Wilhelmshaven schließlich verfügt seit einigen Jahren nicht nur über Deutschlands einzigen Tiefwasserhafen, wiederum eine logistisch-ökonomische Kategorie, nein, diese Stadt ist überdies der wichtigste Standort der Deutschen Marine, wenn nicht der personalintensivste Standort der Bundeswehr, überhaupt. Hier vor Ort liegt unter anderem die aus Fregatten und Troßschiffen bestehende 2. Einsatzflottille. Unschwer wird beim Blick auf die Karte klar, dass von hier aus, sehr viel eher als aus der Ostsee, geostrategisch bedeutsame Räume zu erschließen wären und sei es nur, um die heimatliche Handelsschifffahrt adäquat zu unterstützen.
Die Landtagswahl selbst wurde notwendig, weil die Grünen-Abgeordnete Elke Twesten im August 2017 zur CDU übergewechselt ist und die amtierende Koalitionsregierung aus SPD und GRÜNEN plötzlich ohne Mehrheit dastand. Nachdem im März 2017 im Saarland und im Mai 2017 in Schleswig-Holstein und Nordrhein-Westfalen die CDU jeweils als Siegerin aus den Wahlen hervorging, erschien dem Oppositionsführer Bernd Althusmann (CDU) der Zeitpunkt also günstig zu sein, mit Hilfe des Instruments vorgezogener Neuwahlen selbst Regierungschef zu werden. Wie der Wahlabend dann zeigte, ging sein Kalkül nicht wirklich auf.
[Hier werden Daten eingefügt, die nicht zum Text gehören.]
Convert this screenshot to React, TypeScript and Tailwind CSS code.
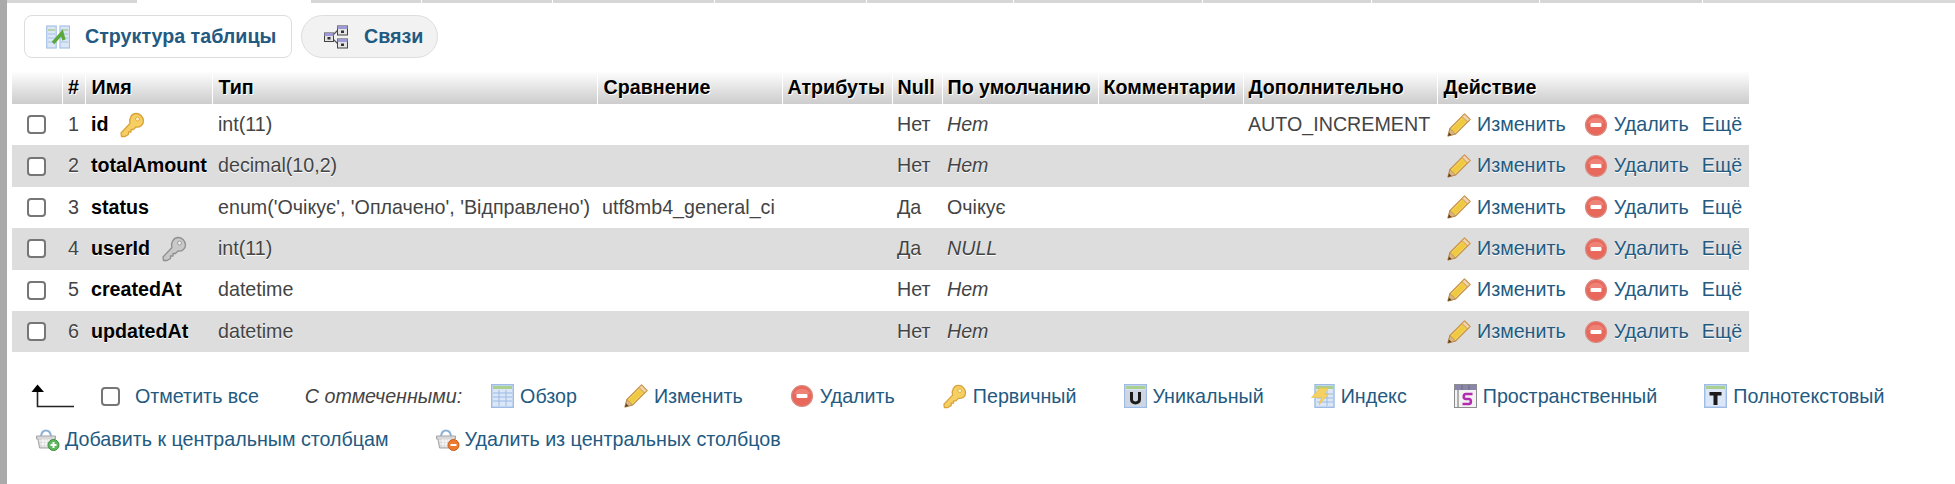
const tabs = [
  'w-[130px]',
  'w-[172px] bg-white',
  'w-[110px]',
  'w-[130px]',
  'w-[161px]',
  'w-[151px]',
  'w-[146px]',
  'w-[188px]',
  'w-[168px]',
  'w-[167px]',
  'w-[162px]',
];

type Row = {
  num: number;
  name: string;
  key?: 'primary' | 'foreign';
  type: string;
  collation?: string;
  isNull: string;
  def: string;
  defItalic: boolean;
  extra?: string;
};

const rows: Row[] = [
  { num: 1, name: 'id', key: 'primary', type: 'int(11)', isNull: 'Нет', def: 'Нет', defItalic: true, extra: 'AUTO_INCREMENT' },
  { num: 2, name: 'totalAmount', type: 'decimal(10,2)', isNull: 'Нет', def: 'Нет', defItalic: true },
  { num: 3, name: 'status', type: "enum('Очікує', 'Оплачено', 'Відправлено')", collation: 'utf8mb4_general_ci', isNull: 'Да', def: 'Очікує', defItalic: false },
  { num: 4, name: 'userId', key: 'foreign', type: 'int(11)', isNull: 'Да', def: 'NULL', defItalic: true },
  { num: 5, name: 'createdAt', type: 'datetime', isNull: 'Нет', def: 'Нет', defItalic: true },
  { num: 6, name: 'updatedAt', type: 'datetime', isNull: 'Нет', def: 'Нет', defItalic: true },
];

function PencilIcon() {
  return (
    <svg width="24" height="24" viewBox="0 0 24 24" className="shrink-0">
      <path d="M17.5 1 L23 6.5 L8.5 21 L1 23 L3 15.5 Z" fill="#f5dc6a" stroke="#c9924a" strokeWidth="1.2" strokeLinejoin="round" />
      <path d="M15.5 5 L19 8.5 L7.5 20 L4 16.5 Z" fill="#efc93f" />
      <path d="M17.5 1 L23 6.5 L20.5 9 L15 3.5 Z" fill="#f1d3ae" stroke="#c9924a" strokeWidth="1" strokeLinejoin="round" />
      <path d="M3 15.5 L8.5 21 L1 23 Z" fill="#d9b583" stroke="#a8773f" strokeWidth="0.6" />
      <path d="M2 19.5 L4.5 22 L1 23 Z" fill="#5a3d20" />
    </svg>
  );
}

function DeleteIcon() {
  return (
    <svg width="24" height="24" viewBox="0 0 24 24" className="shrink-0">
      <circle cx="12" cy="12" r="10.5" fill="#e8685c" stroke="#d98b82" strokeWidth="1.2" />
      <path d="M4 10 A 8.5 8 0 0 1 20 10 Z" fill="#ee8277" />
      <rect x="6.5" y="10" width="11" height="4" rx="1" fill="#fff" />
    </svg>
  );
}

function KeyIcon({ gray = false, size = 26 }: { gray?: boolean; size?: number }) {
  const fill = gray ? '#c9c9c9' : '#f6cf63';
  const line = gray ? '#8f8f8f' : '#d9a238';
  return (
    <svg width={size} height={size} viewBox="0 0 26 26" className="shrink-0">
      <path
        d="M17 1.5 C21 1.5 24.5 5 24.5 9 C24.5 13 21 15.5 17 15 L14.5 17.5 L12 17.5 L12 20 L9.5 20 L9.5 22.5 L6 24.5 L2.5 24.5 L2 21 L11 11.5 C9.5 7 12.5 1.5 17 1.5 Z"
        fill={fill}
        stroke={line}
        strokeWidth="1.3"
        strokeLinejoin="round"
      />
      <circle cx="18.5" cy="7" r="2" fill={gray ? '#eeeeee' : '#fdf0b8'} stroke={line} strokeWidth="0.8" />
    </svg>
  );
}

function SheetBase({ children }: { children?: React.ReactNode }) {
  return (
    <svg width="23" height="24" viewBox="0 0 23 24" className="shrink-0">
      <rect x="0.7" y="0.7" width="21.6" height="22.6" fill="#dbe7f7" stroke="#9dbbe4" strokeWidth="1.4" />
      <rect x="2" y="2" width="19" height="3" fill="#a9d08e" />
      {children}
    </svg>
  );
}

function BrowseIcon() {
  return (
    <SheetBase>
      <path d="M2 9 H21 M2 13 H21 M2 17 H21 M8 6 V22 M15 6 V22" stroke="#9dbbe4" strokeWidth="1" />
    </SheetBase>
  );
}

function UniqueIcon() {
  return (
    <SheetBase>
      <rect x="2" y="6" width="19" height="16" fill="#cfd6e2" />
      <path d="M7.5 8 V15.5 C7.5 20 15.5 20 15.5 15.5 V8" fill="none" stroke="#1b1b1b" strokeWidth="3" />
    </SheetBase>
  );
}

function FulltextIcon() {
  return (
    <SheetBase>
      <path d="M5.5 8 H17.5 V11.5 H13.5 V21 H9.5 V11.5 H5.5 Z" fill="#1b1b1b" />
    </SheetBase>
  );
}

function IndexIcon() {
  return (
    <svg width="24" height="24" viewBox="0 0 24 24" className="shrink-0">
      <rect x="4" y="0.7" width="19" height="22.6" fill="#dbe7f7" stroke="#9dbbe4" strokeWidth="1.4" />
      <rect x="5" y="2" width="17" height="3" fill="#a9d08e" />
      <path d="M6 10 H22 M6 14 H22 M6 18 H22 M16 6 V22" stroke="#9dbbe4" strokeWidth="1" />
      <path d="M9 4 H17 L13.5 10 H17.5 L8 21 L10.5 13.5 H0.5 Z" fill="#f4d160" stroke="#e5bd4a" strokeWidth="0.6" />
    </svg>
  );
}

function SpatialIcon() {
  return (
    <svg width="23" height="24" viewBox="0 0 23 24" className="shrink-0">
      <rect x="0.5" y="0.5" width="22" height="23" fill="#f3f3f3" stroke="#8d8d8d" />
      <rect x="1" y="1" width="21" height="5" fill="#8a86ab" />
      <path d="M8 1 V6 M15 1 V6 M4 6 V23" stroke="#6c6c6c" strokeWidth="1" />
      <path d="M18.5 10 H12 C9 10 9 15 12 15 H15 C17.5 15 17.5 20 15 20 H8.5" fill="none" stroke="#b32db0" strokeWidth="2.6" />
    </svg>
  );
}

function StructureIcon() {
  return (
    <svg width="24" height="24" viewBox="0 0 24 24" className="shrink-0">
      <rect x="0.7" y="1" width="9.5" height="22" fill="#dbe7f7" stroke="#a7c1e6" strokeWidth="1.2" />
      <rect x="14" y="1" width="9.5" height="22" fill="#dbe7f7" stroke="#a7c1e6" strokeWidth="1.2" />
      <path d="M2 5 H9 M15 5 H22" stroke="#a9d08e" strokeWidth="1.6" />
      <path d="M2 9 H9 M2 13 H9 M2 17 H9 M15 9 H22 M15 13 H22 M15 17 H22" stroke="#a7c1e6" strokeWidth="1" />
      <path d="M7 18 L16 8 L18 15" fill="none" stroke="#5aa83c" strokeWidth="3.4" />
    </svg>
  );
}

function RelationIcon() {
  return (
    <svg width="24" height="24" viewBox="0 0 24 24" className="shrink-0">
      <path d="M8 11 L14 5 M8 13 L14 19" stroke="#555" strokeWidth="1.2" />
      <rect x="0.5" y="8" width="9" height="8.5" fill="#e4e4e4" stroke="#444" />
      <rect x="0.5" y="8" width="9" height="3" fill="#9d99d6" />
      <rect x="3.5" y="12" width="3" height="2.5" fill="#333" />
      <rect x="13.5" y="1" width="10" height="9" fill="#e4e4e4" stroke="#444" />
      <rect x="13.5" y="1" width="10" height="3" fill="#9d99d6" />
      <rect x="17" y="5.5" width="3" height="2.5" fill="#333" />
      <rect x="13.5" y="14" width="10" height="9" fill="#e4e4e4" stroke="#444" />
      <rect x="13.5" y="14" width="10" height="3" fill="#9d99d6" />
      <rect x="17" y="18.5" width="3" height="2.5" fill="#333" />
    </svg>
  );
}

function BasketIcon({ add }: { add: boolean }) {
  return (
    <svg width="24" height="24" viewBox="0 0 24 24" className="shrink-0">
      <path d="M5 9 C6 1.5 14 1.5 15 9" fill="none" stroke="#8ab0d8" strokeWidth="2" />
      <path d="M0.5 9 H19.5 V12 H18 L16.5 21 H3.5 L2 12 H0.5 Z" fill="#d8d8d8" stroke="#a5a5a5" />
      <path d="M3 14 H17 M4 17 H16 M7 12 V20 M10 12 V20 M13 12 V20" stroke="#ffffff" strokeWidth="0.9" />
      <circle cx="17.5" cy="18" r="5.5" fill={add ? '#5cb85c' : '#ec7a2f'} stroke={add ? '#3d8f3d' : '#c95f1c'} />
      {add ? (
        <path d="M17.5 15 V21 M14.5 18 H20.5" stroke="#fff" strokeWidth="2" />
      ) : (
        <path d="M14.5 18 H20.5" stroke="#fff" strokeWidth="2" />
      )}
    </svg>
  );
}

function ArrowIcon() {
  return (
    <svg width="44" height="24" viewBox="0 0 44 24" className="shrink-0">
      <path d="M6.5 7 V22.5 H43" fill="none" stroke="#222" strokeWidth="1.6" />
      <path d="M0.5 8 L6.5 0.5 L13 8 Z" fill="#000" />
    </svg>
  );
}

function Check() {
  return (
    <input
      type="checkbox"
      className="appearance-none block w-[19px] h-[19px] border-2 border-[#767676] rounded-[4px] bg-white"
    />
  );
}

function Action({ icon, label }: { icon: React.ReactNode; label: string }) {
  return (
    <a className="flex items-center gap-[6px] text-[#235a81] whitespace-nowrap">
      {icon}
      <span>{label}</span>
    </a>
  );
}

const th = 'border-l border-white font-bold text-black whitespace-nowrap [text-shadow:1px_1px_0_#fff]';
const td = 'whitespace-nowrap overflow-hidden';

export default function App() {
  return (
    <div className="flex h-[484px] w-[1955px] overflow-hidden bg-white font-['Liberation_Sans',Arial,sans-serif] text-[19.68px] text-[#444]">
      <div className="w-[7px] shrink-0 bg-[#aaaaaa]" />
      <div className="flex min-w-0 flex-1 flex-col">
        <div className="flex h-[3px] shrink-0 gap-px bg-white">
          {tabs.map((t, i) => (
            <div key={i} className={`h-full ${t.includes('bg-white') ? t : t + ' bg-[#d6d6d6]'}`} />
          ))}
          <div className="h-full flex-1 bg-[#d9d9d9]" />
        </div>

        <nav className="ml-[17px] mt-[12px] flex h-[43px] shrink-0 gap-[9px] font-bold text-[#235a81]">
          <a className="flex w-[268px] items-center gap-[15px] rounded-[8px] border border-[#dddddd] bg-white pl-[21px]">
            <StructureIcon />
            <span>Структура таблицы</span>
          </a>
          <a className="flex w-[137px] items-center gap-[16px] rounded-[22px] border border-[#dddddd] bg-[#f2f2f2] pl-[22px]">
            <RelationIcon />
            <span>Связи</span>
          </a>
        </nav>

        <div className="ml-[5px] mt-[13px]">
          <table className="w-[1737px] table-fixed border-collapse">
            <colgroup>
              <col className="w-[50px]" />
              <col className="w-[23px]" />
              <col className="w-[127px]" />
              <col className="w-[385px]" />
              <col className="w-[185px]" />
              <col className="w-[110px]" />
              <col className="w-[50px]" />
              <col className="w-[156px]" />
              <col className="w-[145px]" />
              <col className="w-[194px]" />
              <col className="w-[312px]" />
            </colgroup>
            <thead>
              <tr className="h-[33px] bg-gradient-to-b from-white to-[#cccccc]">
                <th className="border-0" />
                <th className={`${th} text-center`}>#</th>
                <th className={`${th} pl-[6px] text-left`}>Имя</th>
                <th className={`${th} pl-[6px] text-left`}>Тип</th>
                <th className={`${th} pl-[6px] text-left`}>Сравнение</th>
                <th className={`${th} pl-[5px] text-left`}>Атрибуты</th>
                <th className={`${th} pl-[5px] text-left`}>Null</th>
                <th className={`${th} pl-[5px] text-left`}>По умолчанию</th>
                <th className={`${th} pl-[5px] text-left`}>Комментарии</th>
                <th className={`${th} pl-[5px] text-left`}>Дополнительно</th>
                <th className={`${th} pl-[6px] text-left`}>Действие</th>
              </tr>
            </thead>
            <tbody>
              {rows.map((r) => (
                <tr key={r.num} className="h-[41.4px] odd:bg-white even:bg-[#dddddd] even:[text-shadow:0_1px_0_#fff]">
                  <td className="pl-[15px]">
                    <Check />
                  </td>
                  <td className="text-center">{r.num}</td>
                  <td className={`${td} pl-[6px]`}>
                    <div className="flex items-center gap-[11px] font-bold text-black">
                      <span>{r.name}</span>
                      {r.key === 'primary' && <KeyIcon />}
                      {r.key === 'foreign' && <KeyIcon gray />}
                    </div>
                  </td>
                  <td className={`${td} pl-[6px]`}>{r.type}</td>
                  <td className={`${td} pl-[5px]`}>{r.collation}</td>
                  <td className={td} />
                  <td className={`${td} pl-[5px]`}>{r.isNull}</td>
                  <td className={`${td} pl-[5px] ${r.defItalic ? 'italic' : ''}`}>{r.def}</td>
                  <td className={td} />
                  <td className={`${td} pl-[5px]`}>{r.extra}</td>
                  <td className={`${td} pl-[6px]`}>
                    <div className="flex items-center pl-[4px]">
                      <Action icon={<PencilIcon />} label="Изменить" />
                      <div className="ml-[18px]">
                        <Action icon={<DeleteIcon />} label="Удалить" />
                      </div>
                      <a className="ml-[13px] text-[#235a81]">Ещё</a>
                    </div>
                  </td>
                </tr>
              ))}
            </tbody>
          </table>
        </div>

        <div className="mt-[32px] ml-[24px] flex h-[24px] items-center whitespace-nowrap">
          <ArrowIcon />
          <div className="ml-[26px]">
            <Check />
          </div>
          <a className="ml-[15px] text-[#235a81]">Отметить все</a>
          <em className="ml-[46px]">С отмеченными:</em>
          <div className="ml-[29px] flex items-center gap-[47px]">
            <Action icon={<BrowseIcon />} label="Обзор" />
            <Action icon={<PencilIcon />} label="Изменить" />
            <Action icon={<DeleteIcon />} label="Удалить" />
            <Action icon={<KeyIcon size={25} />} label="Первичный" />
            <Action icon={<UniqueIcon />} label="Уникальный" />
            <Action icon={<IndexIcon />} label="Индекс" />
            <Action icon={<SpatialIcon />} label="Пространственный" />
            <Action icon={<FulltextIcon />} label="Полнотекстовый" />
          </div>
        </div>

        <div className="mt-[19px] ml-[29px] flex h-[24px] items-center gap-[47px] whitespace-nowrap">
          <a className="flex items-center gap-[5px] text-[#235a81]">
            <BasketIcon add />
            <span>Добавить к центральным столбцам</span>
          </a>
          <a className="flex items-center gap-[5px] text-[#235a81]">
            <BasketIcon add={false} />
            <span>Удалить из центральных столбцов</span>
          </a>
        </div>
      </div>
    </div>
  );
}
Sollte es in Niedersachsen tatsächlich zu einer Großen Koalition kommen, dann wären die CDU und Althusmann nur die Juniorpartner von SPD und dem amtierenden Ministerpräsidenten Stephan Weil, der sich im Lande einer nicht zu unterschätzenden Beliebtheit erfreut. Einzig die von FDP-Chef Christian Lindner favorisierte Jamaika-Koalition brächte Althusmann seinem Ziel näher. Doch weshalb sollten sich die GRÜNEN nach der Twesten-Scharade dafür hergeben? Bliebe schließlich noch die Variante einer aus SPD und GRÜNEN bestehenden Minderheitsregierung, die auf Tolerierung und Duldung der im niedersächsischen Landtag befindlichen Oppositionsparteien von Fall zu Fall angewiesen wäre. Wirklich überzeugende Perspektiven sehen anders aus!
Da andererseits die FDP schon vor der Wahl die naheliegende Möglichkeit der sogenannten Ampel-Koalition aus SPD, GRÜNEN uns FDP geradezu kategorisch ausgeschlossen hat, darf man gespannt sein, wohin die Reise geht.